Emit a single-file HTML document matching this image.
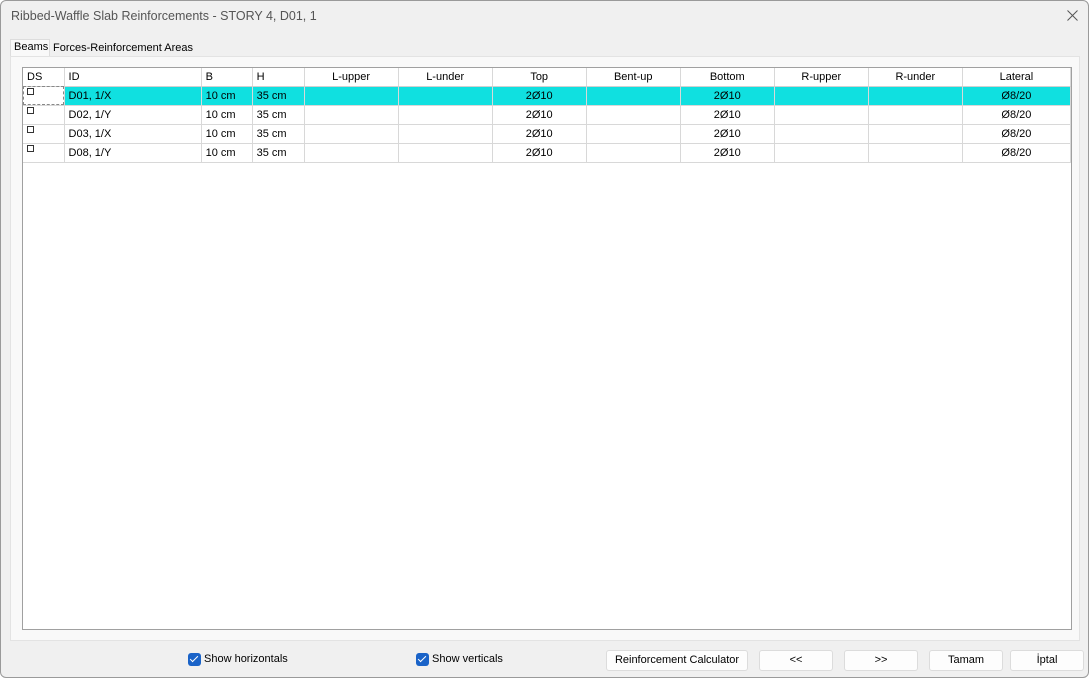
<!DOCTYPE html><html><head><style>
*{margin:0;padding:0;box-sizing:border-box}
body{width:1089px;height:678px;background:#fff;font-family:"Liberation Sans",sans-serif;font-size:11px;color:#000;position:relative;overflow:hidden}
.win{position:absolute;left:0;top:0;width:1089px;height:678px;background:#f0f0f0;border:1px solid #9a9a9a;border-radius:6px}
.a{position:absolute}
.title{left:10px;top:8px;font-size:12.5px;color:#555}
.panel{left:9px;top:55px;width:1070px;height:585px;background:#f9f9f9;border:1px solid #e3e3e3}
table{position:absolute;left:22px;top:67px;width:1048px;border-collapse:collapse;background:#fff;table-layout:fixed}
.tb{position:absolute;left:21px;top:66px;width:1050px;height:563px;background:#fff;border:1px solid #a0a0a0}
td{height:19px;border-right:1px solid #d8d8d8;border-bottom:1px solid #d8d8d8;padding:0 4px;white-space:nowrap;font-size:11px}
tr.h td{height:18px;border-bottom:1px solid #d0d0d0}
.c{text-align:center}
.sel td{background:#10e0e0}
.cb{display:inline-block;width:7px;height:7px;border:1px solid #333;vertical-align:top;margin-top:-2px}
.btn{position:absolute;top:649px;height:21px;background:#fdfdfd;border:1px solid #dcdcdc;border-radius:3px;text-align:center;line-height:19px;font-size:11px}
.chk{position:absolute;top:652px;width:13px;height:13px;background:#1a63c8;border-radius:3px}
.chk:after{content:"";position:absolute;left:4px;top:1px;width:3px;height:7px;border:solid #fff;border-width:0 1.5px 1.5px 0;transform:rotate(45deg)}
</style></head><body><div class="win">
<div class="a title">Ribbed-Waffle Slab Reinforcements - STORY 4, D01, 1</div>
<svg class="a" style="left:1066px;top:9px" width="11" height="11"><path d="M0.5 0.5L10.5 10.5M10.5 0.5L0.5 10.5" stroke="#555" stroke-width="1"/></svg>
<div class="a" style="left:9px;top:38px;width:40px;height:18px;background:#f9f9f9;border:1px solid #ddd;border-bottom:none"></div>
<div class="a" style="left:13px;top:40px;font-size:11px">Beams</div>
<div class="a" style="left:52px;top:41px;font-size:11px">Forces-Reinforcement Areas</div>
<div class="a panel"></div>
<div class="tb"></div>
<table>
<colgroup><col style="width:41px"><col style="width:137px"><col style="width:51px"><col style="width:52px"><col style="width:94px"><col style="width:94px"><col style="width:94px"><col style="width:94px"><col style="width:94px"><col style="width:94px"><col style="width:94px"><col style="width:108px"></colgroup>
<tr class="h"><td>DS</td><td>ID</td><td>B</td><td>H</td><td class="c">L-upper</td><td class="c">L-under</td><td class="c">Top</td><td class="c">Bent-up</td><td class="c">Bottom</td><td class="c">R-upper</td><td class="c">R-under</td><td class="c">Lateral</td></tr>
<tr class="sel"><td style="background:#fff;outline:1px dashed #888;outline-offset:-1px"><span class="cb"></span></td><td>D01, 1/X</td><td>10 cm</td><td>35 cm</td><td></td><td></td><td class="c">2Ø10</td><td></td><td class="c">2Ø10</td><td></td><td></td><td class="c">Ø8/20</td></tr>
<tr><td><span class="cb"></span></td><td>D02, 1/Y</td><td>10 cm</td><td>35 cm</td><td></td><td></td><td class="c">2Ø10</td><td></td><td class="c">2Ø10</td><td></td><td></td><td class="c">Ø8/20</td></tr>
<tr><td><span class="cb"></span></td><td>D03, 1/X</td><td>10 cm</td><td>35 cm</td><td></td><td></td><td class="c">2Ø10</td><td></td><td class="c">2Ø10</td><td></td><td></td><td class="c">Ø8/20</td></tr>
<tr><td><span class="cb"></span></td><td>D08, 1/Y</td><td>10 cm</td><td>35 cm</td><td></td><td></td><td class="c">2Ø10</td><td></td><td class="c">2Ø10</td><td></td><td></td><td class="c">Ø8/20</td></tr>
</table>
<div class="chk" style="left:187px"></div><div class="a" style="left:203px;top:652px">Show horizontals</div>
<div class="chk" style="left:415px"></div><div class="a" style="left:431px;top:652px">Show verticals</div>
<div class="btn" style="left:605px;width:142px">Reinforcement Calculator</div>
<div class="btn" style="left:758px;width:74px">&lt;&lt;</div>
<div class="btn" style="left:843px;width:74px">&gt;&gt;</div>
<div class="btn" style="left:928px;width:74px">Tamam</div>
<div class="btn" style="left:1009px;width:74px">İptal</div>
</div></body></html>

◆ ◆ ◆

Aim of the task: Print the complete listing exactly as it stands, without its pictures.

Complete response:
Emit a single-file HTML document matching this image.
<!DOCTYPE html><html><head><style>
*{margin:0;padding:0;box-sizing:border-box}
body{width:1089px;height:678px;background:#fff;font-family:"Liberation Sans",sans-serif;font-size:11px;color:#000;position:relative;overflow:hidden}
.win{position:absolute;left:0;top:0;width:1089px;height:678px;background:#f0f0f0;border:1px solid #9a9a9a;border-radius:6px}
.a{position:absolute}
.title{left:10px;top:8px;font-size:12.5px;color:#555}
.panel{left:9px;top:55px;width:1070px;height:585px;background:#f9f9f9;border:1px solid #e3e3e3}
table{position:absolute;left:22px;top:67px;width:1048px;border-collapse:collapse;background:#fff;table-layout:fixed}
.tb{position:absolute;left:21px;top:66px;width:1050px;height:563px;background:#fff;border:1px solid #a0a0a0}
td{height:19px;border-right:1px solid #d8d8d8;border-bottom:1px solid #d8d8d8;padding:0 4px;white-space:nowrap;font-size:11px}
tr.h td{height:18px;border-bottom:1px solid #d0d0d0}
.c{text-align:center}
.sel td{background:#10e0e0}
.cb{display:inline-block;width:7px;height:7px;border:1px solid #333;vertical-align:top;margin-top:-2px}
.btn{position:absolute;top:649px;height:21px;background:#fdfdfd;border:1px solid #dcdcdc;border-radius:3px;text-align:center;line-height:19px;font-size:11px}
.chk{position:absolute;top:652px;width:13px;height:13px;background:#1a63c8;border-radius:3px}
.chk:after{content:"";position:absolute;left:4px;top:1px;width:3px;height:7px;border:solid #fff;border-width:0 1.5px 1.5px 0;transform:rotate(45deg)}
</style></head><body><div class="win">
<div class="a title">Ribbed-Waffle Slab Reinforcements - STORY 4, D01, 1</div>
<svg class="a" style="left:1066px;top:9px" width="11" height="11"><path d="M0.5 0.5L10.5 10.5M10.5 0.5L0.5 10.5" stroke="#555" stroke-width="1"/></svg>
<div class="a" style="left:9px;top:38px;width:40px;height:18px;background:#f9f9f9;border:1px solid #ddd;border-bottom:none"></div>
<div class="a" style="left:13px;top:40px;font-size:11px">Beams</div>
<div class="a" style="left:52px;top:41px;font-size:11px">Forces-Reinforcement Areas</div>
<div class="a panel"></div>
<div class="tb"></div>
<table>
<colgroup><col style="width:41px"><col style="width:137px"><col style="width:51px"><col style="width:52px"><col style="width:94px"><col style="width:94px"><col style="width:94px"><col style="width:94px"><col style="width:94px"><col style="width:94px"><col style="width:94px"><col style="width:108px"></colgroup>
<tr class="h"><td>DS</td><td>ID</td><td>B</td><td>H</td><td class="c">L-upper</td><td class="c">L-under</td><td class="c">Top</td><td class="c">Bent-up</td><td class="c">Bottom</td><td class="c">R-upper</td><td class="c">R-under</td><td class="c">Lateral</td></tr>
<tr class="sel"><td style="background:#fff;outline:1px dashed #888;outline-offset:-1px"><span class="cb"></span></td><td>D01, 1/X</td><td>10 cm</td><td>35 cm</td><td></td><td></td><td class="c">2Ø10</td><td></td><td class="c">2Ø10</td><td></td><td></td><td class="c">Ø8/20</td></tr>
<tr><td><span class="cb"></span></td><td>D02, 1/Y</td><td>10 cm</td><td>35 cm</td><td></td><td></td><td class="c">2Ø10</td><td></td><td class="c">2Ø10</td><td></td><td></td><td class="c">Ø8/20</td></tr>
<tr><td><span class="cb"></span></td><td>D03, 1/X</td><td>10 cm</td><td>35 cm</td><td></td><td></td><td class="c">2Ø10</td><td></td><td class="c">2Ø10</td><td></td><td></td><td class="c">Ø8/20</td></tr>
<tr><td><span class="cb"></span></td><td>D08, 1/Y</td><td>10 cm</td><td>35 cm</td><td></td><td></td><td class="c">2Ø10</td><td></td><td class="c">2Ø10</td><td></td><td></td><td class="c">Ø8/20</td></tr>
</table>
<div class="chk" style="left:187px"></div><div class="a" style="left:203px;top:652px">Show horizontals</div>
<div class="chk" style="left:415px"></div><div class="a" style="left:431px;top:652px">Show verticals</div>
<div class="btn" style="left:605px;width:142px">Reinforcement Calculator</div>
<div class="btn" style="left:758px;width:74px">&lt;&lt;</div>
<div class="btn" style="left:843px;width:74px">&gt;&gt;</div>
<div class="btn" style="left:928px;width:74px">Tamam</div>
<div class="btn" style="left:1009px;width:74px">İptal</div>
</div></body></html>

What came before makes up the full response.